## Exercise instructions
Pull out every line in the data that has the string "components" in it.

(Rows from a dataset of pages and code)
[START]

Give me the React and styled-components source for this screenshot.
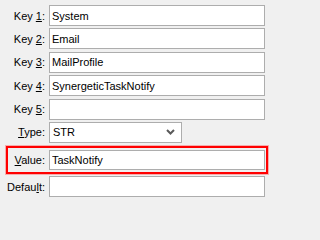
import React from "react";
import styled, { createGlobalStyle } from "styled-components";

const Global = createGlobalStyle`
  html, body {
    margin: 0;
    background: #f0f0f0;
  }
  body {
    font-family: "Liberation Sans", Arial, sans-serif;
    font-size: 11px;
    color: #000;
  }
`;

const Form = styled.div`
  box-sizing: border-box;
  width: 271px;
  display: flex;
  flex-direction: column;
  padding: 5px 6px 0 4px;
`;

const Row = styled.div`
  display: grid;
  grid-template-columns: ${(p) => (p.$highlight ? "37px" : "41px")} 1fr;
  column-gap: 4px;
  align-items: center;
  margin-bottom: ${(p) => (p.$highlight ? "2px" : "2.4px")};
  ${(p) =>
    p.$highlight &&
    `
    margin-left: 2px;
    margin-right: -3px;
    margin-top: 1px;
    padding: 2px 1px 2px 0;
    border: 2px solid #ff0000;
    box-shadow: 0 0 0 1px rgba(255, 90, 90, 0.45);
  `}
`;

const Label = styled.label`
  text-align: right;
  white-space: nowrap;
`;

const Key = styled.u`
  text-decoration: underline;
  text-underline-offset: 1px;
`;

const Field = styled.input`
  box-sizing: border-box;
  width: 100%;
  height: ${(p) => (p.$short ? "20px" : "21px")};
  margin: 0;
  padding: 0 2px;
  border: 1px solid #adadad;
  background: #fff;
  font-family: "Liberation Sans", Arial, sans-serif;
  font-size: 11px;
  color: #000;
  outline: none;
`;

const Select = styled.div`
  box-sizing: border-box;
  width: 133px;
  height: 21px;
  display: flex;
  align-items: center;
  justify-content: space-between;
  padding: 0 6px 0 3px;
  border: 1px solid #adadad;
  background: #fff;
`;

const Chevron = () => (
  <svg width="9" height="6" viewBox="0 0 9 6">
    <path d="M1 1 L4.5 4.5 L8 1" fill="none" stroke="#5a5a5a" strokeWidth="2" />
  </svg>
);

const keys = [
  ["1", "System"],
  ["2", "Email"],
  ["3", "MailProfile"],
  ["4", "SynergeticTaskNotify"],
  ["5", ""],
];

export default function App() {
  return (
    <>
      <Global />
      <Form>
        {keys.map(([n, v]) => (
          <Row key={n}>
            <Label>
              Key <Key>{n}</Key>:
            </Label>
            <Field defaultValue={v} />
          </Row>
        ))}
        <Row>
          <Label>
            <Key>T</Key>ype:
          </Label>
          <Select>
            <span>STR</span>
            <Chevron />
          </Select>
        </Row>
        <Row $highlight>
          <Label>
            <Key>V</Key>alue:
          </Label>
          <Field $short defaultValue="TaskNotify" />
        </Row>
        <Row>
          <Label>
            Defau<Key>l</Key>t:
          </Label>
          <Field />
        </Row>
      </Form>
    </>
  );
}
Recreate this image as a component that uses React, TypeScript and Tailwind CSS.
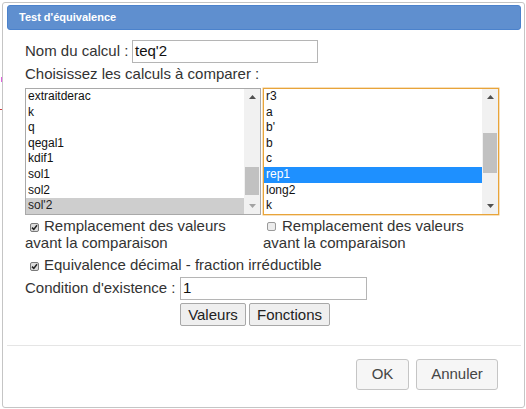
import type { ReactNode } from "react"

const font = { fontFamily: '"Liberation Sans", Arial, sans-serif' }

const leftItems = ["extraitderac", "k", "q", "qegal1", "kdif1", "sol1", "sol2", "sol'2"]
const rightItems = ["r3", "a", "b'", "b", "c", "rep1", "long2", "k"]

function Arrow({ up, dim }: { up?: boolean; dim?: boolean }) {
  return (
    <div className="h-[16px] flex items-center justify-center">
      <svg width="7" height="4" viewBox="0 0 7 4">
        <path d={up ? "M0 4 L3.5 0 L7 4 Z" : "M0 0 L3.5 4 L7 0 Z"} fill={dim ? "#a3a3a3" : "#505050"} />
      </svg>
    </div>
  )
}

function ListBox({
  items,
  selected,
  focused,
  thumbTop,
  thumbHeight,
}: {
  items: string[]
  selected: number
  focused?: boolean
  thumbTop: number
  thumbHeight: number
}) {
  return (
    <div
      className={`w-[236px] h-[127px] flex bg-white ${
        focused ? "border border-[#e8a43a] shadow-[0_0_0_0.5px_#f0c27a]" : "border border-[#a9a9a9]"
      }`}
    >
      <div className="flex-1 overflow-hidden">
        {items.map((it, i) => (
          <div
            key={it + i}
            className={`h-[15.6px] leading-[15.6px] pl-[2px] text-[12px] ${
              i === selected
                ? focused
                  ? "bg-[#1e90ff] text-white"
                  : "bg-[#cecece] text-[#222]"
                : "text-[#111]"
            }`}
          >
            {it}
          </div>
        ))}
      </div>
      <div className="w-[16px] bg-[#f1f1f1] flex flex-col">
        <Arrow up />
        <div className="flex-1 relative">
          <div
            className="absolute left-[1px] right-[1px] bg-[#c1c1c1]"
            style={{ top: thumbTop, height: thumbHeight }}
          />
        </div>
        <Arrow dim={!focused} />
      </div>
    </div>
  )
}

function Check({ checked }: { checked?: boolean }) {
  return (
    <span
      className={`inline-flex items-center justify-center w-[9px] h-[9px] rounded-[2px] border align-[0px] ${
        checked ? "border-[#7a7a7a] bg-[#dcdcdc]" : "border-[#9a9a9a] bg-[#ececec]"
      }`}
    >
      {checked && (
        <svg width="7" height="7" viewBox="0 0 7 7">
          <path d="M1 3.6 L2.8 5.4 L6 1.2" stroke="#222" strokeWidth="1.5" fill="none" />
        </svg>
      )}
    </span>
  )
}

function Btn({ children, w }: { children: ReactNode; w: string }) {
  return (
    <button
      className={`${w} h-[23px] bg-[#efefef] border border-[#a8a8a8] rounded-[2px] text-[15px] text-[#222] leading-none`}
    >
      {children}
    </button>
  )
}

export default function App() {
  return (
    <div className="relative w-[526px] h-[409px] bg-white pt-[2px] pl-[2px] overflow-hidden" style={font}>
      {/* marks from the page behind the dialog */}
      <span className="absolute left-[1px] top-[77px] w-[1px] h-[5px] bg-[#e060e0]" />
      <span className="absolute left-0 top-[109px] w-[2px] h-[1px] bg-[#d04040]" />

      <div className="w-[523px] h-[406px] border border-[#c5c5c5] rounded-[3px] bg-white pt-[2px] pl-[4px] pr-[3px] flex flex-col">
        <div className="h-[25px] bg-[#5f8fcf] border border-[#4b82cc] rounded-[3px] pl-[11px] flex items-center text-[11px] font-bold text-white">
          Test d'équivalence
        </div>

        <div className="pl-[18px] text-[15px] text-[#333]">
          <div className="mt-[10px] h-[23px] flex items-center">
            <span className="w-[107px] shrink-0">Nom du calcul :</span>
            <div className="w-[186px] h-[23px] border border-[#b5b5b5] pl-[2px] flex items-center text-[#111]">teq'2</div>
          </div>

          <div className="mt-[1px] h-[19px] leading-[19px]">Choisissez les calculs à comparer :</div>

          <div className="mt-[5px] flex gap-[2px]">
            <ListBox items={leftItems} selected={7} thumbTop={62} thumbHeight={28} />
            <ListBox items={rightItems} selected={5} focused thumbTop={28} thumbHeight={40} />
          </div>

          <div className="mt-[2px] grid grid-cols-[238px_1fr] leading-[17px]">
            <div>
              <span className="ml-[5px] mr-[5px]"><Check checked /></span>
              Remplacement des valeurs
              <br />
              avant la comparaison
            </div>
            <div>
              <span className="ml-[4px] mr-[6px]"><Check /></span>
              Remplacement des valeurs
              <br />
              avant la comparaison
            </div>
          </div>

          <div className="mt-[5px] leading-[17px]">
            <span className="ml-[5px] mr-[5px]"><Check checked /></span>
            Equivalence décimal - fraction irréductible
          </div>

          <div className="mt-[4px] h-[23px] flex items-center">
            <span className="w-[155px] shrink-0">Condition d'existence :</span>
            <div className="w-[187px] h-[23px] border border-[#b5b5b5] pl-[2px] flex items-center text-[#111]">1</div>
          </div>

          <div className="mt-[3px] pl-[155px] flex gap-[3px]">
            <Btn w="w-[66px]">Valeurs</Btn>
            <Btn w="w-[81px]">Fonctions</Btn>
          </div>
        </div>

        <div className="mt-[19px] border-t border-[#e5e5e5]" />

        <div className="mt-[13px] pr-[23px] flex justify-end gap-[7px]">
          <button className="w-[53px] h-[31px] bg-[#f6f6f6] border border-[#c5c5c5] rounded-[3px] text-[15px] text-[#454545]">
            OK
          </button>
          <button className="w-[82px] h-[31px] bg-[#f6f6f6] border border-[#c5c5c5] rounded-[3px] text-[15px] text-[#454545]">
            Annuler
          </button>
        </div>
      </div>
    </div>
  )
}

[END]

## Task output
Give me the React and styled-components source for this screenshot.
import styled, { createGlobalStyle } from "styled-components";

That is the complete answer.